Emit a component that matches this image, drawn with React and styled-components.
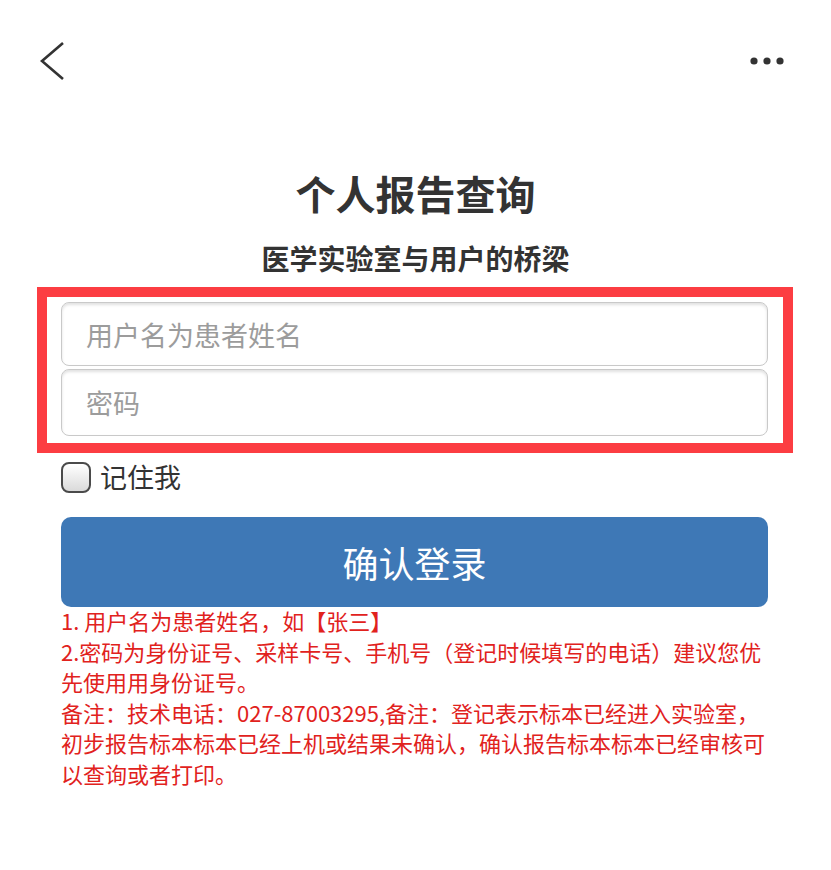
import React from "react";
import styled, { createGlobalStyle } from "styled-components";

const GlobalStyle = createGlobalStyle`
    body {
        margin: 0;
        background: #ffffff;
        font-family: "Noto Sans CJK SC", "Noto Sans", sans-serif;
    }
`;

const Page = styled.div`
    width: 831px;
    min-height: 870px;
    background: #fff;
`;

const Header = styled.div`
    height: 122px;
    display: flex;
    align-items: center;
    justify-content: space-between;
    padding: 0 46px 0 40px;
`;

const IconBtn = styled.div`
    display: flex;
    align-items: center;
`;

const Title = styled.h1`
    margin: 46px 0 0;
    font-size: 40px;
    line-height: 50px;
    font-weight: 700;
    color: #333;
    text-align: center;
`;

const Subtitle = styled.h2`
    margin: 22px 0 0;
    font-size: 28px;
    line-height: 36px;
    font-weight: 700;
    color: #333;
    text-align: center;
`;

const Highlight = styled.div`
    margin: 11px 38px 0 37px;
    border: 10px solid #fc3d42;
    padding: 5px 15px 7px 14px;
    display: flex;
    flex-direction: column;
    gap: 3px;
`;

const Field = styled.input`
    box-sizing: border-box;
    width: 100%;
    height: ${(p) => p.$h}px;
    border: 1px solid #c9c9c9;
    border-radius: 8px;
    box-shadow: inset 0 2px 3px rgba(0, 0, 0, 0.12);
    padding: 0 24px;
    font-family: "Noto Sans CJK SC", sans-serif;
    font-size: 27px;
    color: #333;
    outline: none;
    &::placeholder {
        color: #9c9c9c;
    }
`;

const Form = styled.div`
    padding: 0 63px 0 61px;
`;

const Remember = styled.label`
    display: flex;
    align-items: center;
    gap: 9px;
    margin-top: 6px;
    font-size: 27px;
    line-height: 36px;
    color: #333;
`;

const Box = styled.span`
    box-sizing: border-box;
    width: 30px;
    height: 31px;
    border: 2px solid #4a4a4a;
    border-radius: 8px;
    background: linear-gradient(#ffffff, #dadada);
`;

const Submit = styled.button`
    margin-top: 22px;
    width: 100%;
    height: 90px;
    border: none;
    border-radius: 10px;
    background: #3e78b6;
    color: #fff;
    font-family: "Noto Sans CJK SC", sans-serif;
    font-size: 36px;
    display: flex;
    align-items: center;
    justify-content: center;
`;

const Notes = styled.div`
    margin-top: -2px;
    color: #e1221d;
    font-size: 22px;
    line-height: 30.5px;
    white-space: nowrap;
`;

const Line = styled.div``;

export default function App() {
    return (
        <Page>
            <GlobalStyle />
            <Header>
                <IconBtn>
                    <svg width="26" height="40" viewBox="0 0 26 40">
                        <polyline points="23,2 2,20 23,38" fill="none" stroke="#333" strokeWidth="2.6" />
                    </svg>
                </IconBtn>
                <IconBtn>
                    <svg width="36" height="10" viewBox="0 0 36 10">
                        <circle cx="5" cy="5" r="3.6" fill="#333" />
                        <circle cx="18" cy="5" r="3.6" fill="#333" />
                        <circle cx="31" cy="5" r="3.6" fill="#333" />
                    </svg>
                </IconBtn>
            </Header>
            <Title>个人报告查询</Title>
            <Subtitle>医学实验室与用户的桥梁</Subtitle>
            <Highlight>
                <Field $h={64} placeholder="用户名为患者姓名" />
                <Field $h={67} type="password" placeholder="密码" />
            </Highlight>
            <Form>
                <Remember>
                    <Box />
                    记住我
                </Remember>
                <Submit>确认登录</Submit>
                <Notes>
                    <Line>1. 用户名为患者姓名，如【张三】</Line>
                    <Line>2.密码为身份证号、采样卡号、手机号（登记时候填写的电话）建议您优</Line>
                    <Line>先使用用身份证号。</Line>
                    <Line>备注：技术电话：027-87003295,备注：登记表示标本已经进入实验室，</Line>
                    <Line>初步报告标本标本已经上机或结果未确认，确认报告标本标本已经审核可</Line>
                    <Line>以查询或者打印。</Line>
                </Notes>
            </Form>
        </Page>
    );
}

-*-

Take every line containing the word "components" and copy it.

Emit a component that matches this image, drawn with React and styled-components.
import styled, { createGlobalStyle } from "styled-components";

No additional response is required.